--- START ---
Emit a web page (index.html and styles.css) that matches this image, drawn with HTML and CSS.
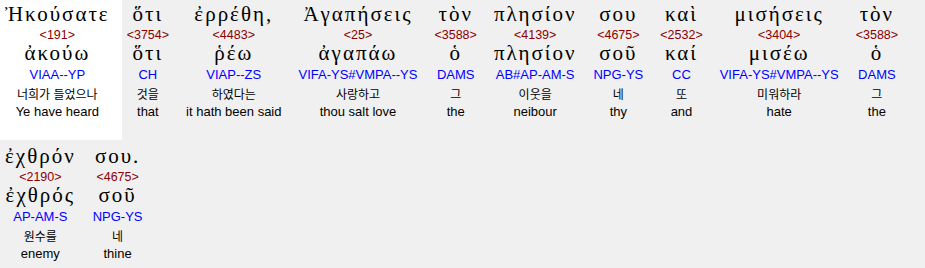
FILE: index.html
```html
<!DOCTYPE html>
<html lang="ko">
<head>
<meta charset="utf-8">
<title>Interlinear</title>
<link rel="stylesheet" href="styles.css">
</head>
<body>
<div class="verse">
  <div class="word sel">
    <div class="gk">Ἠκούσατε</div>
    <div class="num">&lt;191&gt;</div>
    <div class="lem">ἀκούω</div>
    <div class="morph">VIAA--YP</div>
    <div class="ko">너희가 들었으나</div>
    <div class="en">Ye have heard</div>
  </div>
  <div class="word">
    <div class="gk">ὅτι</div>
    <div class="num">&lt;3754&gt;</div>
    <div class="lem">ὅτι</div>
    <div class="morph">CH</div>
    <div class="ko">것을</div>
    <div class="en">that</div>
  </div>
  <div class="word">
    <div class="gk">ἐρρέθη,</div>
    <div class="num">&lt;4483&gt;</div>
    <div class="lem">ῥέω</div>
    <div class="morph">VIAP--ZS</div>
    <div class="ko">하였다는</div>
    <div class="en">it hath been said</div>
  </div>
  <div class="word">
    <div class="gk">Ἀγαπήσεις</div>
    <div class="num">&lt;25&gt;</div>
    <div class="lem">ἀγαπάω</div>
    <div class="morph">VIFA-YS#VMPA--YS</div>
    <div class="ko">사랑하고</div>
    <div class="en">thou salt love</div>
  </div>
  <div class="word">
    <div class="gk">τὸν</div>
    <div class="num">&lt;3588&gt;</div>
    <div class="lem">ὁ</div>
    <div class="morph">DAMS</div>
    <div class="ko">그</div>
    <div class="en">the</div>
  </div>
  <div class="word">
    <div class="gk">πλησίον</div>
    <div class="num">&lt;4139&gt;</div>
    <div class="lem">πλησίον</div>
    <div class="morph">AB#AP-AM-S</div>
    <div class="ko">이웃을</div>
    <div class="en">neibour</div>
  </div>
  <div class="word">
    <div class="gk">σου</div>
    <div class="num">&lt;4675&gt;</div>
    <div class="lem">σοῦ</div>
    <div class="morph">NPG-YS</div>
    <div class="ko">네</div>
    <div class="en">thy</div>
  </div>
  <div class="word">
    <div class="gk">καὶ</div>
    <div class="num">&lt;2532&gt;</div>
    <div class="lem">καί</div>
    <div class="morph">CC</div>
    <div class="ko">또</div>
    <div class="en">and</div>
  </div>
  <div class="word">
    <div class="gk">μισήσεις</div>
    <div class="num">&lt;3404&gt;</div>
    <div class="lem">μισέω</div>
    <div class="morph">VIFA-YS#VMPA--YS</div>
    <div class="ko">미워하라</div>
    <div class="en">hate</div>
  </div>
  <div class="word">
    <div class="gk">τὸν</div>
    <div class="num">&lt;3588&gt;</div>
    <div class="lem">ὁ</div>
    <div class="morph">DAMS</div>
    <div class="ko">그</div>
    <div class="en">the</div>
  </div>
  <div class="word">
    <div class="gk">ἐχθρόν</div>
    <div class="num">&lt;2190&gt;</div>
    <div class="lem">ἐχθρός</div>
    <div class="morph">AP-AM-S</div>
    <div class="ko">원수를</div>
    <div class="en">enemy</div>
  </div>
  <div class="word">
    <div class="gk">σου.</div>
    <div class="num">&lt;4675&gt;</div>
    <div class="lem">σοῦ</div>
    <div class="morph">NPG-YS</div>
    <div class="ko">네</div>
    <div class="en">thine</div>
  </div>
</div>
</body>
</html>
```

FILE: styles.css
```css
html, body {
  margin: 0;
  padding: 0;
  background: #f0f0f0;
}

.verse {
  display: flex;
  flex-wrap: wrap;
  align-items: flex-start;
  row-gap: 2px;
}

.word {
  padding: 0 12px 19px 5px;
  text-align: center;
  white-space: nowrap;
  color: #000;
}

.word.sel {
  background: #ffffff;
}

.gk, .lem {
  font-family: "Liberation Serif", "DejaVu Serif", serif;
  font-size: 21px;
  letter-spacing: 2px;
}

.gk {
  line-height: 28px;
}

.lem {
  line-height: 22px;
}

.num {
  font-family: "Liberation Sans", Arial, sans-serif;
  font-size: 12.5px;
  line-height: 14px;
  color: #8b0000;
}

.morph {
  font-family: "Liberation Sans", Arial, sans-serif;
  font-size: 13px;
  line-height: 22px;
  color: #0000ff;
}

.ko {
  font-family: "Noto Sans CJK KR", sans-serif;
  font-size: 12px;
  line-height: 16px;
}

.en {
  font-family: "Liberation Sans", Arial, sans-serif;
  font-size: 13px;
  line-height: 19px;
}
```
--- END ---
__Do this__:
Return to the listing above and set it down exactly, leaving out its pictures.

__Full output__:
Emit a web page (index.html and styles.css) that matches this image, drawn with HTML and CSS.
FILE: index.html
```html
<!DOCTYPE html>
<html lang="ko">
<head>
<meta charset="utf-8">
<title>Interlinear</title>
<link rel="stylesheet" href="styles.css">
</head>
<body>
<div class="verse">
  <div class="word sel">
    <div class="gk">Ἠκούσατε</div>
    <div class="num">&lt;191&gt;</div>
    <div class="lem">ἀκούω</div>
    <div class="morph">VIAA--YP</div>
    <div class="ko">너희가 들었으나</div>
    <div class="en">Ye have heard</div>
  </div>
  <div class="word">
    <div class="gk">ὅτι</div>
    <div class="num">&lt;3754&gt;</div>
    <div class="lem">ὅτι</div>
    <div class="morph">CH</div>
    <div class="ko">것을</div>
    <div class="en">that</div>
  </div>
  <div class="word">
    <div class="gk">ἐρρέθη,</div>
    <div class="num">&lt;4483&gt;</div>
    <div class="lem">ῥέω</div>
    <div class="morph">VIAP--ZS</div>
    <div class="ko">하였다는</div>
    <div class="en">it hath been said</div>
  </div>
  <div class="word">
    <div class="gk">Ἀγαπήσεις</div>
    <div class="num">&lt;25&gt;</div>
    <div class="lem">ἀγαπάω</div>
    <div class="morph">VIFA-YS#VMPA--YS</div>
    <div class="ko">사랑하고</div>
    <div class="en">thou salt love</div>
  </div>
  <div class="word">
    <div class="gk">τὸν</div>
    <div class="num">&lt;3588&gt;</div>
    <div class="lem">ὁ</div>
    <div class="morph">DAMS</div>
    <div class="ko">그</div>
    <div class="en">the</div>
  </div>
  <div class="word">
    <div class="gk">πλησίον</div>
    <div class="num">&lt;4139&gt;</div>
    <div class="lem">πλησίον</div>
    <div class="morph">AB#AP-AM-S</div>
    <div class="ko">이웃을</div>
    <div class="en">neibour</div>
  </div>
  <div class="word">
    <div class="gk">σου</div>
    <div class="num">&lt;4675&gt;</div>
    <div class="lem">σοῦ</div>
    <div class="morph">NPG-YS</div>
    <div class="ko">네</div>
    <div class="en">thy</div>
  </div>
  <div class="word">
    <div class="gk">καὶ</div>
    <div class="num">&lt;2532&gt;</div>
    <div class="lem">καί</div>
    <div class="morph">CC</div>
    <div class="ko">또</div>
    <div class="en">and</div>
  </div>
  <div class="word">
    <div class="gk">μισήσεις</div>
    <div class="num">&lt;3404&gt;</div>
    <div class="lem">μισέω</div>
    <div class="morph">VIFA-YS#VMPA--YS</div>
    <div class="ko">미워하라</div>
    <div class="en">hate</div>
  </div>
  <div class="word">
    <div class="gk">τὸν</div>
    <div class="num">&lt;3588&gt;</div>
    <div class="lem">ὁ</div>
    <div class="morph">DAMS</div>
    <div class="ko">그</div>
    <div class="en">the</div>
  </div>
  <div class="word">
    <div class="gk">ἐχθρόν</div>
    <div class="num">&lt;2190&gt;</div>
    <div class="lem">ἐχθρός</div>
    <div class="morph">AP-AM-S</div>
    <div class="ko">원수를</div>
    <div class="en">enemy</div>
  </div>
  <div class="word">
    <div class="gk">σου.</div>
    <div class="num">&lt;4675&gt;</div>
    <div class="lem">σοῦ</div>
    <div class="morph">NPG-YS</div>
    <div class="ko">네</div>
    <div class="en">thine</div>
  </div>
</div>
</body>
</html>
```

FILE: styles.css
```css
html, body {
  margin: 0;
  padding: 0;
  background: #f0f0f0;
}

.verse {
  display: flex;
  flex-wrap: wrap;
  align-items: flex-start;
  row-gap: 2px;
}

.word {
  padding: 0 12px 19px 5px;
  text-align: center;
  white-space: nowrap;
  color: #000;
}

.word.sel {
  background: #ffffff;
}

.gk, .lem {
  font-family: "Liberation Serif", "DejaVu Serif", serif;
  font-size: 21px;
  letter-spacing: 2px;
}

.gk {
  line-height: 28px;
}

.lem {
  line-height: 22px;
}

.num {
  font-family: "Liberation Sans", Arial, sans-serif;
  font-size: 12.5px;
  line-height: 14px;
  color: #8b0000;
}

.morph {
  font-family: "Liberation Sans", Arial, sans-serif;
  font-size: 13px;
  line-height: 22px;
  color: #0000ff;
}

.ko {
  font-family: "Noto Sans CJK KR", sans-serif;
  font-size: 12px;
  line-height: 16px;
}

.en {
  font-family: "Liberation Sans", Arial, sans-serif;
  font-size: 13px;
  line-height: 19px;
}
```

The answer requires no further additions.